Glen Chilton obsesses about the beleaguered Labrador duck while Lil Anderson recalls pond memories in a pair of new books
Pity the Labrador duck. The mussel-eating waterfowl had the bad luck to winter in places such as New York harbor and Chesapeake Bay. It’s been extinct for more than a hundred years.
Glen Chilton is a ornithologist and behavioral ecologist. He studied at the universities of Manitoba and Calgary.
He’s also, he readily admits, something of an obsessive. Volunteering to write an encyclopedia article about the little known Camptorhynchus labradorius, he was compelled to dig up every detail he could find. The result of his obsession is The Curse of the Labrador Duck (Harper Collins).
He wound determined to examine every stuffed labrador duck he could find – something like four-and-a-half dozen. After peeking and poking (his words) Canadian specimens, he traveled from Philadelphia to St. Petersburg, with stops in England, Dublin, Germany, Vienna, Prague and George Sand’s hometown.
Now, Chilton is a very gifted storyteller which makes this book, about an obsessive ornithologist hunting every example he could find of a little-known extinct duck, far more entertaining than it should be. Ridiculously fun.
Along the way, there are bad hotels, mysterious duck eggs, bemused train ticket sellers in Limoges and a fake quacker in Halberstadt. Plus, he’s a offering a $10,000 reward for a stuffed labrador duck he hasn’t seen yet.
. . .
Some books are just charming. Lil Anderson’s Pond Memories: More Tails from a Wildlife Rehabilitator (Turnstone Press) is one.

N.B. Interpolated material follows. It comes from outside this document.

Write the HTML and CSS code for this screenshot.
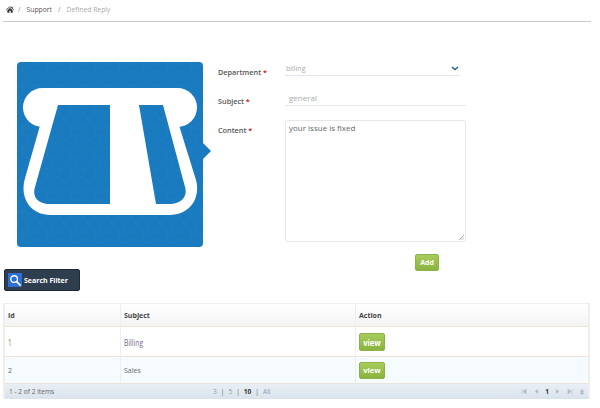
FILE: index.html
```html
<!DOCTYPE html>
<html lang="en">
<head>
<meta charset="utf-8">
<title>Defined Reply</title>
<link rel="stylesheet" href="styles.css">
</head>
<body>
<nav class="crumbs">
  <svg class="home" viewBox="0 0 12 10" width="8" height="7"><path d="M6 0 0 5l.7.8L6 1.400l5.300 4.400.7-.8-2-1.700V1H8.700v1L6 0ZM2 6v4h3V7h2v3h3V6L6 2.700 2 6Z" fill="#333"/></svg>
  <span class="sep">/</span><span class="crumb">Support</span><span class="sep">/</span><span class="crumb muted">Defined Reply</span>
</nav>
<section class="editor">
  <div class="logo">
    <svg viewBox="0 0 186 185" width="186" height="185">
      <defs>
        <pattern id="tex" width="24" height="21" patternUnits="userSpaceOnUse">
          <path d="M0 5 6 1l6 4 6-4 6 4M6 1v8l6 4 6-4V1M0 16l6-7M24 16l-6-7M12 13v8" fill="none" stroke="#2a86c6" stroke-width=".8" opacity=".35"/>
        </pattern>
      </defs>
      <rect width="186" height="185" rx="4" fill="#1a7abf"/>
      <rect width="186" height="185" rx="4" fill="url(#tex)"/>
      <rect x="6" y="26" width="174" height="39" rx="19.500" fill="#fff"/>
      <path d="M24 60 7.500 118C3 137 14 153 34 153H152C172 153 184 137 179 118L161 60Z" fill="#fff"/>
      <path d="M41 43H93V142H33C21 142 15 135 18 125Z" fill="#1a7abf"/>
      <path d="M41 43H93V142H33C21 142 15 135 18 125Z" fill="url(#tex)"/>
      <path d="M122 43H146L168 125C171 135 164 142 152 142H139Z" fill="#1a7abf"/>
      <path d="M122 43H146L168 125C171 135 164 142 152 142H139Z" fill="url(#tex)"/>
    </svg>
    <span class="logo-tip"></span>
  </div>
  <form class="form">
    <div class="row row-dept">
      <label class="label">Department <em>*</em></label>
      <div class="select"><span>billing</span>
        <svg viewBox="0 0 8 5" width="6" height="4"><path d="M1 1l3 2.500L7 1" fill="none" stroke="#1f5f9e" stroke-width="1.400"/></svg>
      </div>
    </div>
    <div class="row row-subject">
      <label class="label">Subject <em>*</em></label>
      <div class="input">general</div>
    </div>
    <div class="row">
      <label class="label">Content <em>*</em></label>
      <div class="textarea">your issue is fixed
        <svg class="grip" viewBox="0 0 6 6" width="6" height="6"><path d="M1 6 6 1M3.500 6 6 3.500" stroke="#888" stroke-width=".7"/></svg>
      </div>
    </div>
    <div class="submit"><button type="button" class="btn btn-add">Add</button></div>
  </form>
</section>
<div class="filter-wrap">
  <button type="button" class="filter">
    <span class="filter-icon"><svg viewBox="0 0 14 14" width="13" height="13"><circle cx="5.500" cy="5.500" r="3.600" fill="none" stroke="#fff" stroke-width="1.400"/><path d="M8.300 8.300 12.500 12.500" stroke="#fff" stroke-width="1.800"/></svg></span>
    <span>Search Filter</span>
  </button>
</div>
<div class="grid">
  <div class="cell head">Id</div><div class="cell head">Subject</div><div class="cell head last">Action</div>
  <div class="cell tall"><span class="narrow id-one">1</span></div><div class="cell tall"><span class="narrow billing">Billing</span></div><div class="cell tall last"><button type="button" class="btn btn-view"><span class="view-label">view</span></button></div>
  <div class="cell alt">2</div><div class="cell alt">Sales</div><div class="cell alt last"><button type="button" class="btn btn-view small">view</button></div>
  <div class="pager">
    <span class="count">1 - 2 of 2 items</span>
    <span class="sizes"><a>3</a><i>|</i><a>5</a><i>|</i><b>10</b><i>|</i><a>All</a></span>
    <span class="pages">
      <svg viewBox="0 0 7 6" width="6" height="5"><path d="M1 0v6M6 0 2 3l4 3Z" fill="#b4bcc6" stroke="#b4bcc6" stroke-width=".6"/></svg>
      <svg viewBox="0 0 7 6" width="6" height="5"><path d="M6 0 2 3l4 3Z" fill="#b4bcc6"/></svg>
      <b>1</b>
      <svg viewBox="0 0 7 6" width="6" height="5"><path d="M1 0 5 3 1 6Z" fill="#b4bcc6"/></svg>
      <svg viewBox="0 0 7 6" width="6" height="5"><path d="M6 0v6M1 0l4 3-4 3Z" fill="#b4bcc6" stroke="#b4bcc6" stroke-width=".6"/></svg>
      <svg viewBox="0 0 7 7" width="6" height="6"><path d="M3.500 0 6 3H4.500L6 6H1l1.500-3H1Z" fill="#b4bcc6"/></svg>
    </span>
  </div>
</div>
</body>
</html>
```
FILE: styles.css
```css
* { box-sizing: border-box; }
html, body { margin: 0; padding: 0; background: #fff; }
body { width: 600px; height: 408px; overflow: hidden; font-family: "Open Sans", "Liberation Sans", sans-serif; font-size: 7px; color: #555; }

.crumbs { display: flex; align-items: center; height: 22px; margin: 0 9px 0 3px; padding: 0 0 3px 3px; border-bottom: 1px solid #c8c8c8; font-size: 6.800px; color: #555; }
.home { margin-right: 4px; }
.sep { color: #888; margin-right: 6px; }
.crumb { margin-right: 6px; }
.muted { color: #aaa; }

.editor { display: flex; align-items: flex-start; height: 207px; margin-top: 40px; padding-left: 17px; }
.logo { position: relative; width: 186px; height: 185px; flex: none; }
.logo svg { display: block; }
.logo-tip { position: absolute; left: 186px; top: 81px; border-left: 8px solid #1a7abf; border-top: 8px solid transparent; border-bottom: 8px solid transparent; }

.form { margin-left: 15px; width: 248px; }
.row { display: flex; align-items: flex-start; }
.label { width: 67px; flex: none; font-size: 7.300px; font-weight: 600; color: #555; padding-top: 5px; }
.label em { color: #d00; font-style: normal; }
.row-dept { height: 29px; }
.row-subject { height: 29px; }

.select { display: flex; justify-content: space-between; align-items: center; width: 175px; height: 14px; padding: 0 1px 0 1px; border-bottom: 1px solid #e2e6ef; font-size: 7px; color: #aaa; }
.select svg { width: 8px; height: 5px; }
.input { width: 182px; height: 15px; padding: 1px 4px 0 4px; border-bottom: 1px solid #e6e8ef; font-size: 8px; line-height: 12px; color: #aaa; }
.textarea { position: relative; width: 182px; height: 122px; padding: 1px 3px; border: 1px solid #e6e6e6; border-radius: 3px; font-size: 8px; line-height: 12px; color: #666; }
.grip { position: absolute; right: 1px; bottom: 1px; }

.submit { display: flex; justify-content: flex-end; margin-top: 12px; padding-right: 27px; }
.btn { display: block; border: 1px solid #8cb24a; border-radius: 2px; background: linear-gradient(#a7cc5c, #8ab33f); color: #fff; font-family: "Open Sans", "Liberation Sans", sans-serif; font-weight: 700; padding: 0; }
.btn-add { width: 24px; height: 17px; font-size: 7px; }
.btn-view { width: 26px; height: 18px; font-size: 7.500px; }
.btn-view.small { height: 17px; font-size: 7.500px; }
.view-label { display: inline-block; transform: scaleY(1.250); }

.filter-wrap { height: 34px; margin: 0 0 0 4px; }
.filter { display: flex; align-items: center; gap: 2px; width: 76px; height: 22px; padding: 0 0 0 3px; border: 1px solid #1f2933; border-radius: 2px; background: #2f3e4e; color: #fff; font-family: "Open Sans", "Liberation Sans", sans-serif; font-size: 7px; font-weight: 700; }
.filter-icon { display: flex; align-items: center; justify-content: center; width: 14px; height: 14px; background: #2d6fd8; }

.grid { display: grid; grid-template-columns: 116px 235px 232px; grid-template-rows: 23px 30px 27px 15px; width: 587px; margin-left: 3px; border: 2px solid #eee; border-width: 1px 2px 0 2px; }
.cell { display: flex; align-items: center; padding-left: 3px; border-right: 1px solid #eee; border-bottom: 1px solid #eee3d8; font-size: 7px; color: #666; }
.head { background: linear-gradient(#fff, #f3f3f3); font-weight: 700; color: #444; font-size: 7px; }
.tall { background: #fff; }
.alt { background: #f6fbff; border-bottom-color: #e8e3dc; }
.narrow { display: inline-block; transform-origin: left center; transform: scale(.8, 1.150); }
.id-one { color: #a0683a; font-size: 8px; }
.billing { color: #75668c; font-size: 8.500px; }
.last { border-right: 0; }
.pager { grid-column: 1 / -1; display: flex; align-items: center; position: relative; padding-left: 4px; background: linear-gradient(#e9eff4, #d9e3ec); font-size: 6.600px; color: #666; }
.sizes { position: absolute; left: 208px; display: flex; gap: 4px; color: #8a9bb0; }
.sizes a { color: #8a9bb0; }
.sizes b { color: #333; }
.sizes i { font-style: normal; color: #666; }
.pages { position: absolute; right: 3px; display: flex; align-items: center; gap: 6px; }
.pages b { color: #333; }
```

Anderson, a wildlife technician for Ontario’s Ministry of Natural Resources, operates, with her husband, a Kenora-area rehab centre for wild animals. People call Anderson when they come across a wild animal in some distress, abandoned babies and the like.
That sounds like fun, but try bottle-feeding a baby porcupine or constructing a playpen for a baby moose. Anderson is wary of imprinting on her young charges, keeping in mind the dictum that these animals should return to their natural habitat.
Anderson is a delight. Her subjects are individuals but thankfully she never humanizes them. She writes about learning how to communicate with a diminutive fawn and what to do if a nervous pelican swallows a flashlight. There are sad moments, too, but also some touching reunions.
I’ll always remember the story of the fox kit returning for her favourite stuffed toy.
With photographs and drawings of Brownie the moose, Persephone the fawn, P’Silla the porcupette, and goslings Lucky and Janice as well as, Cameron, a bossy, very big beaver.